Frederick J. Hoertz (1899-1977). “Cunard White Star Line, Queen Mary and Queen Elizabeth. Largest and Fastest Ocean Liners in the World.”
1948. 31 ¼ x 39 ½. Off-set color lithograph. Signed and dated in image by the artist. Some fading of color, particularly both ships funnels which are supposed to be red, due to exposure to sunlight. Scattered irregularly shaped fine bends/soft creases in image with some loss of color; in-painted as best as possible. Tear into margin left hand side repaired with archival tape. Light cockling of paper. Else, good condition. A/A
This advertising poster commemorates the resumption of two ship weekly express service in 1948 following the Second World War. The scene shows the Queen Elizabeth in the foreground passing the Queen Mary in mid-ocean. These two ships dominated the transatlantic passenger trade well into the 1950s, and which were highly profitable for Cunard, until the late 1950s when the airplane became the preferred way to cross the Atlantic Ocean.

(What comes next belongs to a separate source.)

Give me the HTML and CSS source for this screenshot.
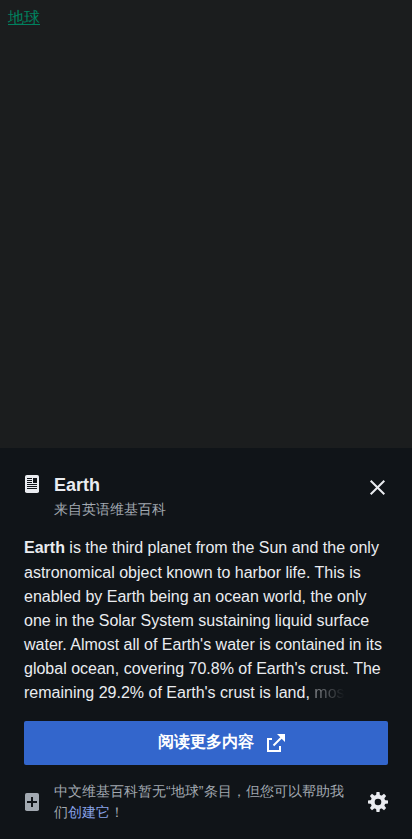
FILE: index.html
```html
<!DOCTYPE html>
<html lang="zh">
<head>
<meta charset="utf-8">
<meta name="viewport" content="width=device-width, initial-scale=1">
<title>地球</title>
<link rel="stylesheet" href="styles.css">
</head>
<body>
<main class="page"><a class="page-link" href="#">地球</a></main>
<section class="preview">
  <header class="preview-header">
    <svg class="article-icon" viewBox="0 0 14 18"><rect width="14" height="18" rx="1.8" fill="#eaecf0"/><path d="M2 3.5h5M2 5.5h5M2 7.5h5M2 9.5h10M2 11.5h10M2 13.5h10" stroke="#101418"/><path d="M8 3h4v5H8z" fill="#101418"/></svg>
    <div class="heading">
      <h1>Earth</h1>
      <p>来自英语维基百科</p>
    </div>
    <svg class="close-icon" viewBox="0 0 20 20"><path d="m3.7 3.7 13.6 13.6M17.3 3.7 3.7 17.3" fill="none" stroke="#eaecf0" stroke-width="2"/></svg>
  </header>
  <div class="extract"><b>Earth</b> is the third planet from the Sun and the only astronomical object known to harbor life. This is enabled by Earth being an ocean world, the only one in the Solar System sustaining liquid surface water. Almost all of Earth's water is contained in its global ocean, covering 70.8% of Earth's crust. The remaining 29.2% of Earth's crust is land, <span class="fade">mos</span></div>
  <a class="read-more" href="#"><span>阅读更多内容</span><svg class="external-icon" viewBox="0 0 20 20"><path d="M13 17H3V7h3V5H1v14h14v-6h-2zM11 1l3.3 3.3-7.5 7.5 1.4 1.4 7.5-7.5L19 9V1z"/></svg></a>
  <footer class="preview-footer">
    <svg class="add-icon" viewBox="0 0 14 18"><rect width="14" height="18" rx="1.8" fill="#a2a9b1"/><path d="M7 4v10M2 9h10" stroke="#101418" stroke-width="2"/></svg>
    <p>中文维基百科暂无“地球<span class="quote-end">”</span>条目，但您可以帮助我们<a href="#">创建它</a>！</p>
    <svg class="settings-icon" viewBox="0 0 20 20"><g fill="#eaecf0"><g id="teeth"><path id="tooth" d="M8 4 8.5 0h3l.5 4v12l-.5 4h-3L8 16z"/><use href="#tooth" transform="rotate(90 10 10)"/></g><use href="#teeth" transform="rotate(45 10 10)"/></g><circle cx="10" cy="10" r="5.3" fill="none" stroke="#eaecf0" stroke-width="4"/><circle cx="10" cy="10" r="3.3" fill="#101418"/></svg>
  </footer>
</section>
</body>
</html>
```
FILE: styles.css
```css
* { box-sizing: border-box; }
body { margin: 0; height: 839px; display: flex; flex-direction: column; overflow: hidden; background: #1b1d1e; font-family: "Liberation Sans", sans-serif; }
.page { flex: 1; padding: 8px; font-size: 16px; line-height: 19px; }
.page-link { color: #00815f; }
.preview { height: 391px; padding: 24px 24px 0; background: #101418; color: #eaecf0; }
h1, p { margin: 0; }
svg { display: block; flex: none; }
.preview-header { display: flex; height: 64px; }
.article-icon { width: 14px; height: 18px; margin: 3px 0 0 1px; }
.heading { flex: 1; margin-left: 15px; }
h1 { font-size: 18px; line-height: 25px; padding-top: 1px; }
.heading p { font-size: 14px; line-height: 21px; margin-top: 1px; color: #a2a9b1; }
.close-icon { width: 20px; height: 20px; margin: 5px 1px 0 0; }
.extract { height: 168px; font-size: 16px; line-height: 24.1px; padding-top: .45px; }
.fade { color: transparent; background: linear-gradient(to right, #83868a, #101418); background-clip: text; -webkit-background-clip: text; }
.read-more { display: flex; align-items: center; justify-content: center; height: 44px; margin-top: 17px; padding-left: 31px; border-radius: 2px; background: #36c; color: #fff; font-size: 16px; font-weight: 700; text-decoration: none; }
.read-more span { padding-bottom: 2px; }
.external-icon { width: 20px; height: 20px; margin-left: 12px; fill: #fff; }
.preview-footer { display: flex; align-items: center; height: 74px; }
.add-icon { width: 14px; height: 18px; margin: 0 15px 0 1px; }
.preview-footer p { width: 294px; font-size: 14px; line-height: 21px; color: #a2a9b1; }
.quote-end { margin-right: .8px; }
.preview-footer a { color: #88a3e8; text-decoration: none; }
.settings-icon { width: 20px; height: 20px; margin-left: auto; }
```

In 1933, Cunard and White Star Lines merged due to financial difficulties caused by the Depression. Under the merger, Cunard was the majority partner until 1949 when Cunard acquired White Star’s shares and the name reverted once again to Cunard Line. Cunard sold the Queen Mary in 1967 as it was too expensive to operate and the ship today is docked in Long Beach, California as a museum and hotel. The Queen Elizabeth, was retired a year later but was lost to a fire in Hong Kong harbor in 1972. In 1990s, the remains of the hull were incorporated into a land reclamation project to extend docks further into the harbor.